Um pouco mais do que 15% foi em grande parte a remoção do que eles chamam de “desafios perigosos” – coisas como botar fogo em si mesmo ou colocar um preservativo na cabeça para conseguir uns likes.
Provavelmente não estou dando crédito suficiente ao TikTok por seus problemas, já que os conteúdo removidos não são criados apenas por adolescentes, mas por predadores sexuais, traficantes de drogas e clipes que podem incitar alguém ao suicídio. Mas este relatório não deixa essa distinção clara.
Sem isso, e pelo fato de a maior parte do público do TikTok ser constituído por menores de 18 anos, vale a pena assumir que a grande maioria desses casos – que somam cerca de 87% do total de remoções da plataforma – atingem mais os adolescentes.

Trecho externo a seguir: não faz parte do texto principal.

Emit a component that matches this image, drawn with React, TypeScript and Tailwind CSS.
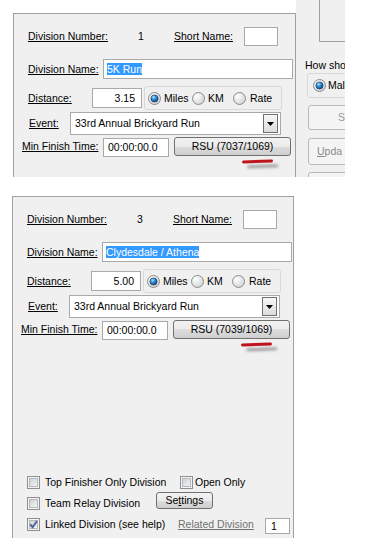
export default function App() {
  return (
    <div className="relative h-[549px] w-[375px] overflow-hidden bg-white font-['Liberation_Sans',Arial,sans-serif] text-[10.5px] leading-none text-black">
      {/* first capture */}
      <div className="flex h-[177px] pl-[13px]">
        <div className="mt-[13px] flex h-[164px] w-[283px] shrink-0 flex-col border-x border-t border-[#a0a0a0] bg-[#f0f0f0]">
          <DivisionForm num="1" name="5K Run" dist="3.15" rsu="RSU (7037/1069)" />
        </div>
        <SidePanel />
      </div>

      {/* second capture */}
      <div className="mt-[19px] pl-[12px]">
        <div className="flex h-[342px] w-[282px] flex-col border-x border-t border-[#a0a0a0] bg-[#f0f0f0]">
          <DivisionForm num="3" name="Clydesdale / Athena" dist="5.00" rsu="RSU (7039/1069)" />

          <div className="mt-[130px] flex flex-col gap-[8px]">
            <div className="flex h-[13px] items-center">
              <div className="ml-[14px]">
                <Check />
              </div>
              <span className="ml-[5px] w-[135px] shrink-0">Top Finisher Only Division</span>
              <Check />
              <span className="ml-[2px]">Open Only</span>
            </div>
            <div className="flex h-[13px] items-center">
              <div className="ml-[14px]">
                <Check />
              </div>
              <span className="ml-[5px] w-[111px] shrink-0">Team Relay Division</span>
              <button className="-mt-[6px] h-[17px] w-[57px] shrink-0 rounded-[3px] border border-[#707070] bg-[linear-gradient(#f2f2f2_0%,#ebebeb_50%,#dddddd_50%,#cfcfcf_100%)] text-[10.5px]">
                Se<span className="underline">t</span>tings
              </button>
            </div>
            <div className="flex h-[13px] items-center">
              <div className="ml-[14px]">
                <Check on />
              </div>
              <span className="ml-[5px] w-[133px] shrink-0">Linked Division (see help)</span>
              <span className="w-[87px] shrink-0 text-[#707070] underline">Related Division</span>
              <div className="mt-[3px] flex h-[16px] w-[25px] shrink-0 items-center border border-[#a9a9a9] bg-white pl-[5px]">
                1
              </div>
            </div>
          </div>
        </div>
      </div>
    </div>
  );
}

function DivisionForm({ num, name, dist, rsu }: { num: string; name: string; dist: string; rsu: string }) {
  return (
    <>
      <div className="mt-[13px] flex h-[19px] shrink-0 items-center">
        <span className="w-[124px] shrink-0 pl-[14px]">
          <span className="underline">Division Number:</span>
        </span>
        <span className="w-[36px] shrink-0">{num}</span>
        <span className="w-[70px] shrink-0">
          <span className="underline">Short Name:</span>
        </span>
        <div className="h-[19px] w-[34px] shrink-0 border border-[#a9a9a9] bg-white" />
      </div>

      <div className="mt-[13px] flex h-[20px] shrink-0 items-center">
        <span className="w-[89px] shrink-0 pl-[14px]">
          <span className="underline">Division Name:</span>
        </span>
        <div className="flex h-[20px] w-[190px] shrink-0 items-center border border-[#a9a9a9] bg-white pl-[3px]">
          <span className="bg-[#3399ff] py-[1px] text-white">{name}</span>
        </div>
      </div>

      <div className="mt-[7px] flex h-[24px] shrink-0 items-center">
        <span className="w-[78px] shrink-0 pl-[14px]">
          <span className="underline">Distance:</span>
        </span>
        <div className="flex h-[20px] w-[50px] shrink-0 items-center justify-end border border-[#a9a9a9] bg-white pr-[6px]">
          {dist}
        </div>
        <div className="ml-[2px] flex h-[24px] w-[138px] shrink-0 items-center rounded-[3px] border border-[#d6d9dc] pl-[3px]">
          <Radio on />
          <span className="ml-[3px] w-[28px]">Miles</span>
          <Radio />
          <span className="ml-[3px] w-[25px]">KM</span>
          <Radio />
          <span className="ml-[4px]">Rate</span>
        </div>
      </div>

      <div className="mt-[2px] flex h-[23px] shrink-0 items-center">
        <span className="w-[56px] shrink-0 pl-[15px]">
          <span className="underline">Event:</span>
        </span>
        <div className="flex h-[23px] w-[211px] shrink-0 items-center justify-between border border-[#a9a9a9] bg-white pl-[4px] pr-[2px]">
          <span>33rd Annual Brickyard Run</span>
          <div className="flex h-[19px] w-[15px] items-center justify-center border border-[#707070] bg-[linear-gradient(#f7f7f7,#dcdcdc)]">
            <svg width="7" height="4" viewBox="0 0 7 4">
              <path d="M0 0 H7 L3.5 4 Z" fill="#000" />
            </svg>
          </div>
        </div>
      </div>

      <div className="mt-[2px] flex h-[19px] shrink-0 items-center">
        <span className="w-[89px] shrink-0 pl-[8px]">
          <span className="underline">Min Finish Time:</span>
        </span>
        <div className="mt-[2px] flex h-[19px] w-[66px] shrink-0 items-center border border-[#a9a9a9] bg-white pl-[4px]">
          00:00:00.0
        </div>
        <button className="ml-[5px] h-[19px] w-[117px] shrink-0 rounded-[3px] border border-[#707070] bg-[linear-gradient(#f2f2f2_0%,#ebebeb_50%,#dddddd_50%,#cfcfcf_100%)] text-[10.5px]">
          {rsu}
        </button>
      </div>

      <div className="ml-[228px] mt-[4px] h-[3px] w-[31px] shrink-0 -rotate-2 rounded-full bg-[#c0141c] shadow-[5px_5px_3px_rgba(0,0,0,0.35)]" />
    </>
  );
}

function SidePanel() {
  return (
    <div className="flex h-[177px] w-[49px] shrink-0 flex-col overflow-hidden bg-[#f0f0f0]">
      <div className="ml-[23px] h-[42px] w-[60px] shrink-0 border-b border-l border-[#a0a0a0]" />
      <div className="mt-[17px] h-[12px] shrink-0 whitespace-nowrap pl-[9px] leading-[12px]">How sho</div>
      <div className="ml-[11px] mt-[2px] flex h-[25px] w-[70px] shrink-0 items-center rounded-[3px] border border-[#d6d9dc] pl-[5px]">
        <Radio on />
        <span className="ml-[2px] whitespace-nowrap">Mal</span>
      </div>
      <div className="ml-[12px] mt-[7px] flex h-[25px] w-[70px] shrink-0 items-center rounded-[3px] border border-[#b9b9b9] bg-[#f4f4f4] pl-[29px] text-[#9a9a9a]">
        S
      </div>
      <div className="ml-[12px] mt-[8px] flex h-[27px] w-[70px] shrink-0 items-center rounded-[3px] border border-[#b9b9b9] bg-[#f4f4f4] pl-[8px] text-[#8a8a8a]">
        <span className="underline">U</span>pda
      </div>
      <div className="ml-[12px] mt-[7px] h-[25px] w-[70px] shrink-0 rounded-[3px] border border-[#b9b9b9] bg-[#f4f4f4]" />
    </div>
  );
}

function Radio({ on = false }: { on?: boolean }) {
  return (
    <svg width="13" height="13" viewBox="0 0 13 13" className="shrink-0">
      <defs>
        <radialGradient id="rbOuter" cx="0.35" cy="0.3" r="0.8">
          <stop offset="0" stopColor="#ffffff" />
          <stop offset="1" stopColor="#cdd0d3" />
        </radialGradient>
        <radialGradient id="rbInner" cx="0.38" cy="0.32" r="0.75">
          <stop offset="0" stopColor="#a8e4ff" />
          <stop offset="0.45" stopColor="#2c8ad4" />
          <stop offset="1" stopColor="#0c3c72" />
        </radialGradient>
      </defs>
      <circle cx="6.5" cy="6.5" r="6" fill="url(#rbOuter)" stroke="#8c8c8c" />
      {on && <circle cx="6.5" cy="6.5" r="3.6" fill="url(#rbInner)" stroke="#1f3f66" strokeWidth="0.7" />}
    </svg>
  );
}

function Check({ on = false }: { on?: boolean }) {
  return (
    <svg width="13" height="13" viewBox="0 0 13 13" className="shrink-0">
      <defs>
        <linearGradient id="cbInner" x1="0" y1="0" x2="1" y2="1">
          <stop offset="0" stopColor="#cbcfd4" />
          <stop offset="1" stopColor="#f7f7f7" />
        </linearGradient>
      </defs>
      <rect x="0.5" y="0.5" width="12" height="12" fill="#f4f4f4" stroke="#8e8f8f" />
      <rect x="2.5" y="2.5" width="8" height="8" fill="url(#cbInner)" stroke="#b4b8bd" />
      {on && <path d="M3.2 6.4 L5.6 9.2 L10 3" fill="none" stroke="#4b5f96" strokeWidth="1.9" />}
    </svg>
  );
}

Isso faz com que o resto de suas proibições pareça quase nada:
Dos vídeos restantes removidos, 8,6% violaram nossa política de conteúdo violento e gráfico; 3% caíram sob nossa política de assédio e bullying; e menos de 1% continham conteúdo que violava nossas políticas de discurso de ódio, integridade e autenticidade, e indivíduos e organizações perigosos.
O TikTok, como quase todas as outras redes sociais, conta com o apoio de uma inteligência artificial imperfeita, com revisores humanos igualmente imperfeitos, para fazer este trabalho sujo de remoção.
E, como qualquer outra plataforma, eles estão lutando com o fato de que o discurso do ódio é muito difundido e muito difícil de ser capturado de formas automatizadas.
Para cada seis vezes que o relatório cita “segurança”, a privacidade é mencionada apenas uma vez, e apenas em um pequeno parágrafo que descreve a “ampla gama de configurações de privacidade” disponíveis para adolescentes em uma plataforma que, vale a pena repetir aqui, está sob escrutínio internacional sobre os dados que coleta.
Os TikTokers podem tornar suas contas privadas ou desativar sua função de mensagens ou bloquear um seguidor, de acordo com o documento. Uma parte importante que é omitida aqui é que o app não tem ferramentas para deletar dados de uso.